## EXERCISE
Omit all images, then return the remaining material exactly as it stands.

## MATERIAL PROVIDED
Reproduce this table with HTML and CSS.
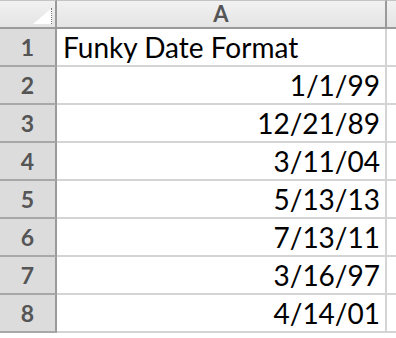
FILE: index.html
```html
<!DOCTYPE html>
<html lang="en">
<head>
    <meta charset="UTF-8">
    <title>Sheet1</title>
    <link rel="stylesheet" href="styles.css">
</head>
<body>
    <div class="sheet">
        <div class="corner"><span class="corner-mark"></span></div>
        <div class="col-head">A</div>
        <div class="col-head col-rest"></div>

        <div class="row-head">1</div>
        <div class="cell">Funky Date Format</div>
        <div class="cell col-rest"></div>

        <div class="row-head">2</div>
        <div class="cell num">1/1/99</div>
        <div class="cell col-rest"></div>

        <div class="row-head">3</div>
        <div class="cell num">12/21/89</div>
        <div class="cell col-rest"></div>

        <div class="row-head">4</div>
        <div class="cell num">3/11/04</div>
        <div class="cell col-rest"></div>

        <div class="row-head">5</div>
        <div class="cell num">5/13/13</div>
        <div class="cell col-rest"></div>

        <div class="row-head">6</div>
        <div class="cell num">7/13/11</div>
        <div class="cell col-rest"></div>

        <div class="row-head">7</div>
        <div class="cell num">3/16/97</div>
        <div class="cell col-rest"></div>

        <div class="row-head">8</div>
        <div class="cell num">4/14/01</div>
        <div class="cell col-rest"></div>
    </div>
</body>
</html>
```

FILE: styles.css
```css
body {
    margin: 0;
    background: #fff;
    font-family: Lato, "Liberation Sans", sans-serif;
}
.sheet {
    display: grid;
    grid-template-columns: 57px 330px 1fr;
    grid-template-rows: 29px repeat(8, 38px);
    width: 396px;
}
.sheet > div {
    box-sizing: border-box;
}
.corner,
.col-head {
    background: linear-gradient(#f1f1f1, #e4e4e4);
    border-top: 1px solid #c4c4c4;
    border-bottom: 2px solid #9a9a9a;
    border-right: 2px solid #9a9a9a;
}
.corner {
    position: relative;
}
.corner-mark {
    position: absolute;
    right: 3px;
    bottom: 3px;
    width: 0;
    height: 0;
    border-left: 19px solid transparent;
    border-bottom: 16px solid #fff;
}
.corner-mark::after {
    content: "";
    position: absolute;
    right: 0;
    top: 0;
    width: 2px;
    height: 16px;
    border-right: 1px dotted #777;
}
.col-head {
    color: #555;
    font-size: 22px;
    font-weight: bold;
    text-align: center;
    line-height: 26px;
}
.col-head.col-rest {
    border-right: none;
}
.row-head {
    background: #dcdcdc;
    color: #555;
    font-size: 23px;
    font-weight: bold;
    text-align: center;
    line-height: 36px;
    border-right: 2px solid #9a9a9a;
    border-bottom: 2px solid #a8a8a8;
}
.cell {
    font-size: 28px;
    color: #000;
    padding: 0 5px 0 6px;
    line-height: 36px;
    border-right: 2px solid #d4d4d4;
    border-bottom: 2px solid #d4d4d4;
    white-space: nowrap;
}
.cell.num {
    text-align: right;
}
.cell.col-rest {
    border-right: none;
}
```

## WORKED ANSWER
Reproduce this table with HTML and CSS.
FILE: index.html
```html
<!DOCTYPE html>
<html lang="en">
<head>
    <meta charset="UTF-8">
    <title>Sheet1</title>
    <link rel="stylesheet" href="styles.css">
</head>
<body>
    <div class="sheet">
        <div class="corner"><span class="corner-mark"></span></div>
        <div class="col-head">A</div>
        <div class="col-head col-rest"></div>

        <div class="row-head">1</div>
        <div class="cell">Funky Date Format</div>
        <div class="cell col-rest"></div>

        <div class="row-head">2</div>
        <div class="cell num">1/1/99</div>
        <div class="cell col-rest"></div>

        <div class="row-head">3</div>
        <div class="cell num">12/21/89</div>
        <div class="cell col-rest"></div>

        <div class="row-head">4</div>
        <div class="cell num">3/11/04</div>
        <div class="cell col-rest"></div>

        <div class="row-head">5</div>
        <div class="cell num">5/13/13</div>
        <div class="cell col-rest"></div>

        <div class="row-head">6</div>
        <div class="cell num">7/13/11</div>
        <div class="cell col-rest"></div>

        <div class="row-head">7</div>
        <div class="cell num">3/16/97</div>
        <div class="cell col-rest"></div>

        <div class="row-head">8</div>
        <div class="cell num">4/14/01</div>
        <div class="cell col-rest"></div>
    </div>
</body>
</html>
```

FILE: styles.css
```css
body {
    margin: 0;
    background: #fff;
    font-family: Lato, "Liberation Sans", sans-serif;
}
.sheet {
    display: grid;
    grid-template-columns: 57px 330px 1fr;
    grid-template-rows: 29px repeat(8, 38px);
    width: 396px;
}
.sheet > div {
    box-sizing: border-box;
}
.corner,
.col-head {
    background: linear-gradient(#f1f1f1, #e4e4e4);
    border-top: 1px solid #c4c4c4;
    border-bottom: 2px solid #9a9a9a;
    border-right: 2px solid #9a9a9a;
}
.corner {
    position: relative;
}
.corner-mark {
    position: absolute;
    right: 3px;
    bottom: 3px;
    width: 0;
    height: 0;
    border-left: 19px solid transparent;
    border-bottom: 16px solid #fff;
}
.corner-mark::after {
    content: "";
    position: absolute;
    right: 0;
    top: 0;
    width: 2px;
    height: 16px;
    border-right: 1px dotted #777;
}
.col-head {
    color: #555;
    font-size: 22px;
    font-weight: bold;
    text-align: center;
    line-height: 26px;
}
.col-head.col-rest {
    border-right: none;
}
.row-head {
    background: #dcdcdc;
    color: #555;
    font-size: 23px;
    font-weight: bold;
    text-align: center;
    line-height: 36px;
    border-right: 2px solid #9a9a9a;
    border-bottom: 2px solid #a8a8a8;
}
.cell {
    font-size: 28px;
    color: #000;
    padding: 0 5px 0 6px;
    line-height: 36px;
    border-right: 2px solid #d4d4d4;
    border-bottom: 2px solid #d4d4d4;
    white-space: nowrap;
}
.cell.num {
    text-align: right;
}
.cell.col-rest {
    border-right: none;
}
```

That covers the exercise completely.